Thursday, June 24, 2010

Enough to do - plus more

Things are going pretty well here. All the trees are leafed out and the pastures are lush and the gardens are coming up quite well.

On Tuesday, all of us boys and Dad worked together and brought the chicken pens out to the big field and then brought the second batch of broilers out of the brooder to place in the pens. Jonathan already had the rest of his hens put in with the pullets that were in the netting and the new hoop tractor in the field behind the cows. We brought the bell waterers back to the house for cleaning and scrubbed them up so would be ready to put back in the pens. We put the turkeys out in a separate pen out there too so they have a clean place each day. The chickens are now on their way down the pasture section behind the cows adding their droppings and scratching out the cow pies. Earlier in the year I walked out to inspect the grass where the chickens were moved last year, and it was fun to notice the difference in the grass of where there was chicken manure and where there wasn't. About a foot from where the pen had been, the grass was thin, pale green and about four inches tall, but where the manure was dropped the grass was almost knee high and lush green with barely any space between the individual plants. Hopefully next year we will see a similar increase in fertility in the other field.

On Wednesday, Jonathan, David and I went to work for the insurance agent as we have been doing for quite a few weeks now. If we wanted to, he would hire us to work for him many days a week for $10 an hour, but we can't spare that much time away from home. He has asked us to do odd jobs around his house so we went as usual at 10:00 a.m. After the five or so inches of rain we got the water washed out some landscaping gravel beside his house and so he had a pile of 3/4 inch gravel dumped in his driveway for us to use in replacing the other rock. We used his john deere tractor with loader to move some of the rock and then put in some other six-inch rocks to direct the water down the stream bed and not into the neighbor's lawn. We ended the day by filling in some bare spots in his lawn and adding grass seed so it will grow back. (I just thought I'd add that he's really picky about his lawn, and everything else for that matter, so anywhere there was an inch or so of bare dirt showing we had to put more black dirt and scratch in grass seed. He fertilizes the lawn so it grows, then cuts it so it doesn't grow so tall, then waters it so it doesn't dry out etc. If it were me I'd just . . .)
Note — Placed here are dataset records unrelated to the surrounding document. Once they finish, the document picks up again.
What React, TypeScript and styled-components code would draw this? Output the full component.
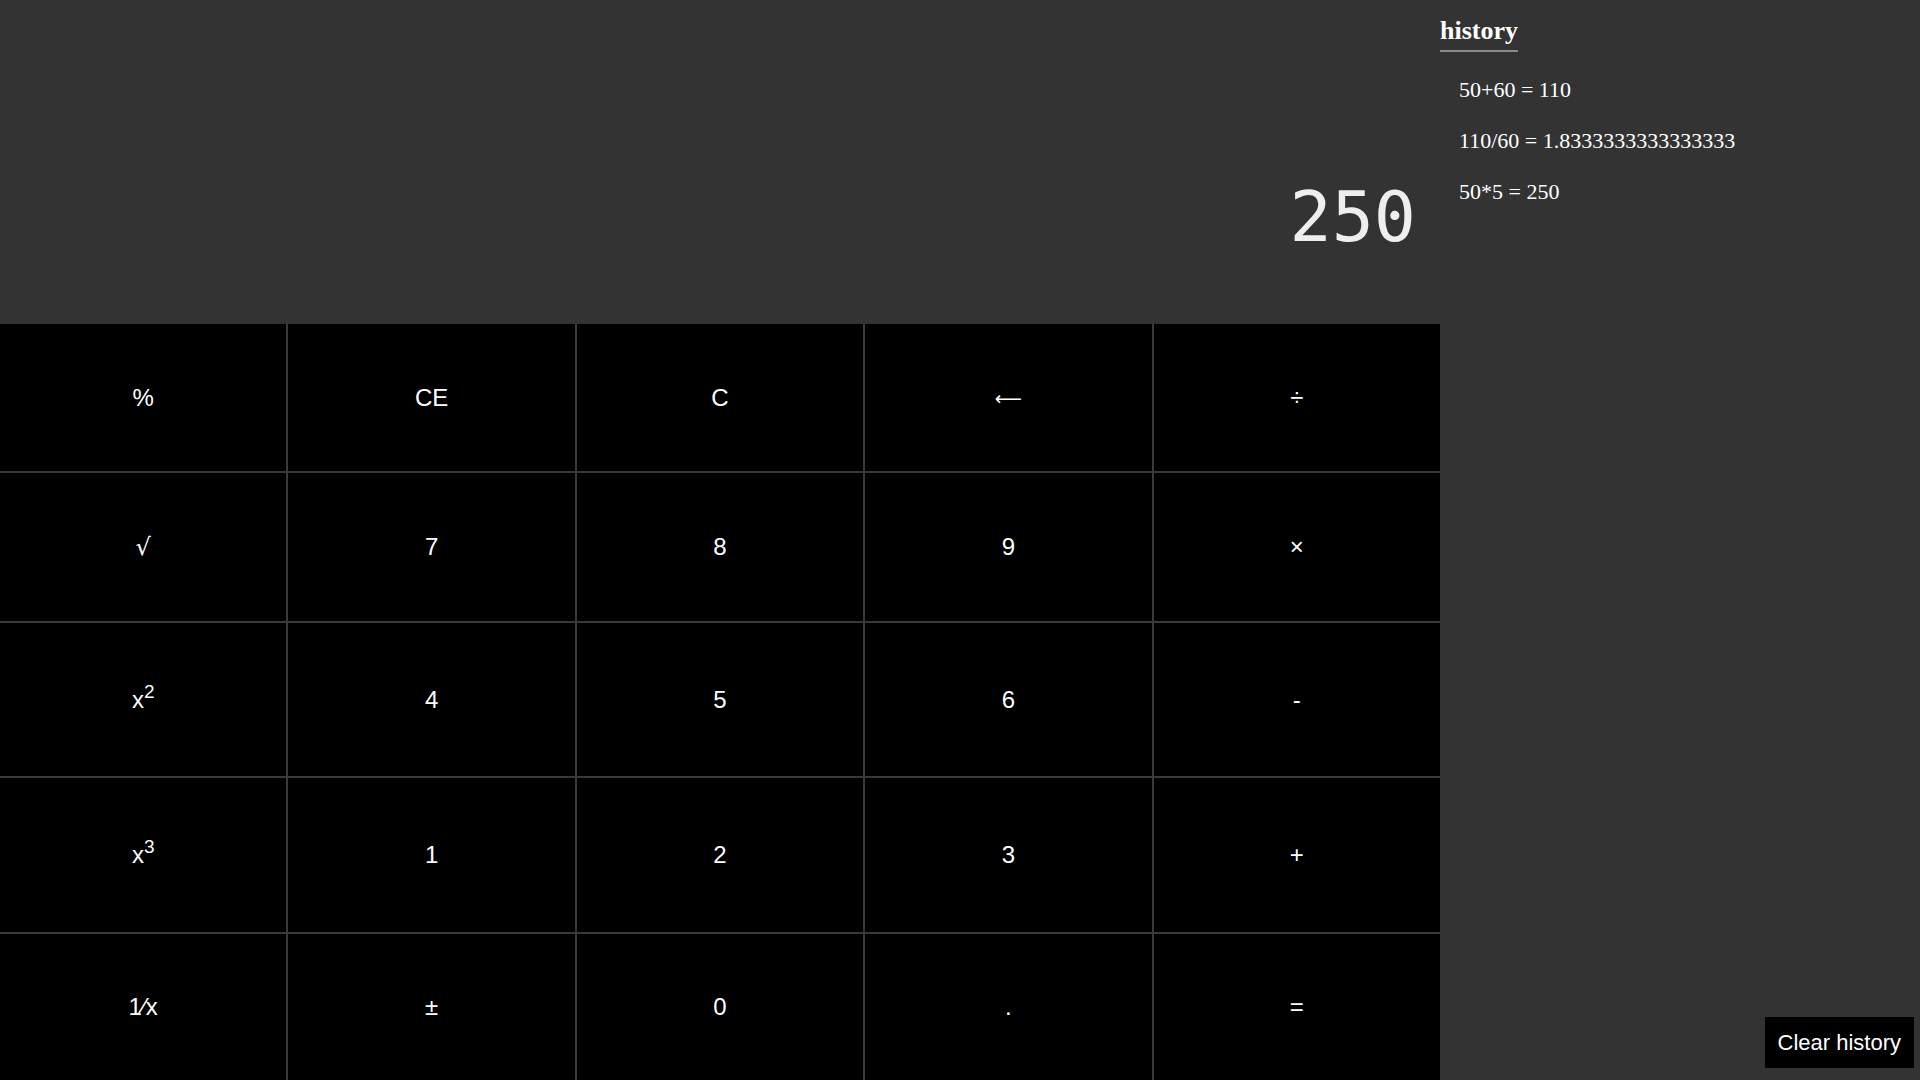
import React from "react";
import styled, { createGlobalStyle } from "styled-components";

const GlobalStyle = createGlobalStyle`
  html, body {
    margin: 0;
    padding: 0;
    background: #333333;
  }
  #root {
    height: 100vh;
  }
`;

const Page = styled.div`
  display: grid;
  grid-template-columns: 1440px 480px;
  width: 1920px;
  height: 1080px;
  background: #333333;
  overflow: hidden;
`;

const Calculator = styled.div`
  display: flex;
  flex-direction: column;
  height: 1080px;
`;

const Display = styled.div`
  height: 324px;
  display: flex;
  align-items: flex-end;
  justify-content: flex-end;
  padding: 0 24px 72px 0;
  box-sizing: border-box;
  font-family: "DejaVu Sans Mono", "Liberation Mono", monospace;
  font-size: 70px;
  line-height: 70px;
  color: #eeeeee;
`;

const Keypad = styled.div`
  display: grid;
  grid-template-columns: repeat(5, 1fr);
  grid-template-rows: 147px 148px 153px 154px 146px;
  gap: 2px;
  background: #3a3a3a;
  flex: 1;
`;

const Key = styled.button`
  border: none;
  margin: 0;
  padding: 0;
  background: #000000;
  color: #ffffff;
  font-family: "Liberation Sans", Arial, sans-serif;
  font-size: 24px;
  display: flex;
  align-items: center;
  justify-content: center;
  cursor: pointer;
`;

const Label = styled.span`
  display: inline-block;
  line-height: 28px;

  sup {
    font-size: 19px;
    line-height: 0;
    vertical-align: 10px;
  }
`;

const Arrow = styled.span`
  font-family: "DejaVu Sans", sans-serif;
  font-size: 19px;
`;

const Radical = styled.span`
  font-family: "DejaVu Serif", serif;
  font-size: 24px;
`;

const HistoryPanel = styled.aside`
  display: flex;
  flex-direction: column;
  align-items: flex-start;
  height: 1080px;
  color: #ffffff;
  font-family: "Liberation Serif", "Times New Roman", serif;
`;

const HistoryTitle = styled.h3`
  display: inline-block;
  margin: 16px 0 0 0;
  padding-bottom: 4px;
  border-bottom: 2px solid #8a8a8a;
  font-size: 26px;
  line-height: 30px;
  font-weight: bold;
`;

const HistoryList = styled.ul`
  list-style: none;
  margin: 25px 0 0 0;
  padding: 0 0 0 19px;
  display: flex;
  flex-direction: column;
  gap: 25px;
`;

const HistoryItem = styled.li`
  font-size: 22px;
  line-height: 26px;
`;

const ClearButton = styled.button`
  margin: auto 6px 12px 0;
  align-self: flex-end;
  height: 51px;
  padding: 0 13px;
  border: none;
  background: #000000;
  color: #ffffff;
  font-family: "Liberation Sans", Arial, sans-serif;
  font-size: 22px;
  cursor: pointer;
`;

const keys: React.ReactNode[] = [
  "%", "CE", "C", <Arrow>⟵</Arrow>, "÷",
  <Radical>√</Radical>, "7", "8", "9", "×",
  <>x<sup>2</sup></>, "4", "5", "6", "-",
  <>x<sup>3</sup></>, "1", "2", "3", "+",
  "1⁄x", "±", "0", ".", "=",
];

const history = [
  "50+60 = 110",
  "110/60 = 1.8333333333333333",
  "50*5 = 250",
];

export default function App() {
  return (
    <>
      <GlobalStyle />
      <Page>
        <Calculator>
          <Display>250</Display>
          <Keypad>
            {keys.map((k, i) => (
              <Key key={i}>
                <Label>{k}</Label>
              </Key>
            ))}
          </Keypad>
        </Calculator>
        <HistoryPanel>
          <HistoryTitle>history</HistoryTitle>
          <HistoryList>
            {history.map((h) => (
              <HistoryItem key={h}>{h}</HistoryItem>
            ))}
          </HistoryList>
          <ClearButton>Clear history</ClearButton>
        </HistoryPanel>
      </Page>
    </>
  );
}
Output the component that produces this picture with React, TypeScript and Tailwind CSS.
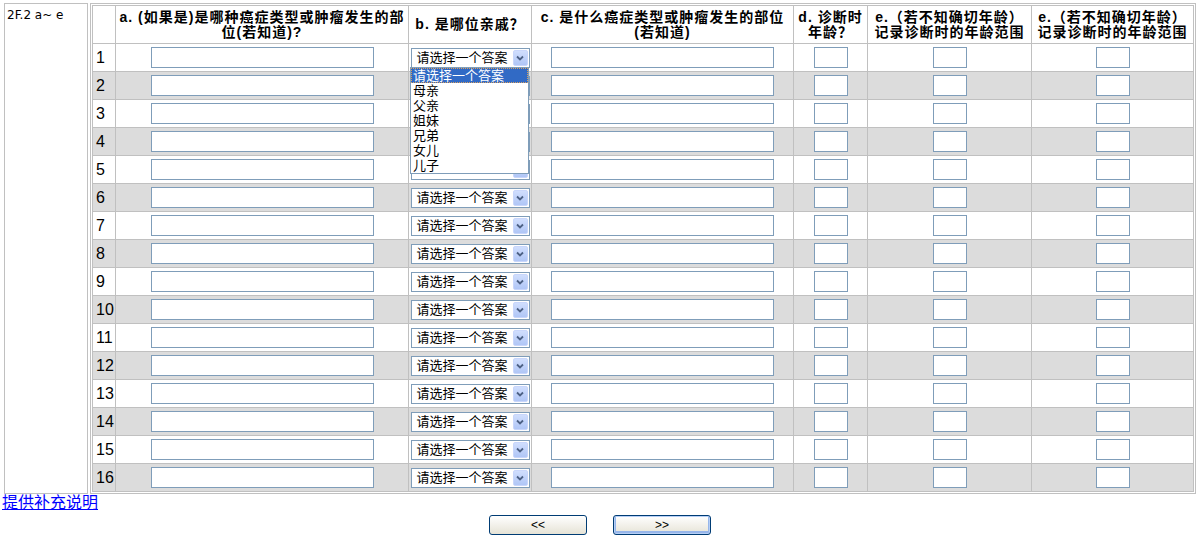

Yesterday was a milk pick-up and delivery day. Jonathan went to town about 9:30 a.m. and dropped milk off and eggs to a few people and I got other milk ready for people to pick up later on. Someone came at 10:00 to pick up a gallon of milk and a few dozen eggs (he's a fire chief for a small town in the area), and then later on a man came from Minot to pick up five gallons for him and some other people from Minot (he's a lawyer or something of that sort) and he took a quarter cord of aspen wood along in his truck, and then another lady picked up her share of milk too.

Last night it rained again so the low spots are muddy again. They just started to dry out and now they are all muddy again. David and I got stuck with the truck trying to take a half-tank of water out to the cows so we had to dump it all out in order to get the trailer out. I did get water out there after going a little faster to make it through the wet spot.

I just came in after investigating what the dog was barking at out near the point. The other boys went out on the raft to swim and Samson followed along the shore and found something interesting to play with. I heard him barking the sort of exited bark like he does when he sees something so I ran out there. I found him in the brush rolling after getting sprayed by a skunk! He jumped up and followed after it again when I got there and chased the skunk into a den on the slope of the hill that goes to the lake. I didn't get to see the skunk but the sun was shining down the hole he went down so I could see a kind of vapor/mist coming out of the hole. Not a pleasant sight! I think it is the same skunk that I fired at while we were putting up the goat fence and the same skunk that killed the pullets so I would gladly have shot him this time if he showed himself.

The electricity was off for about a half hour around supper time but now it is on again. We're not sure why it was off but we are glad to have it on again.

That is all for this post,



David said...

It always amazes me what chicken manure can do to a pasture. If you keep getting a lot of rain and are concerned about compacting your pasture by driving on it, I have a thought of what you can do. There is a way to keep the water trough in one place, and make a temporary hot wire lane to the trough. Then you make the paddock open on one side to let the cattle go to water. Once you have this system going it is good to move this water lane to the opposite side of the area you are grazing the next time you move the cattle though this area, this is to eliminate a cow path from forming which looks messy and will become a washout in a heavy rain storm.

Peter said...

Thanks David,
That is what I've already been doing with the water trough and it has kept us from needing to drive on the field. But now that it is getting to the heat of the summer I'm going to be moving the troughs more often to keep it close to the cows. We're quite dependant on the milk from the Jersey and she will drink more water when it is close by her than when she has to walk for a few hundred yards to get a drink.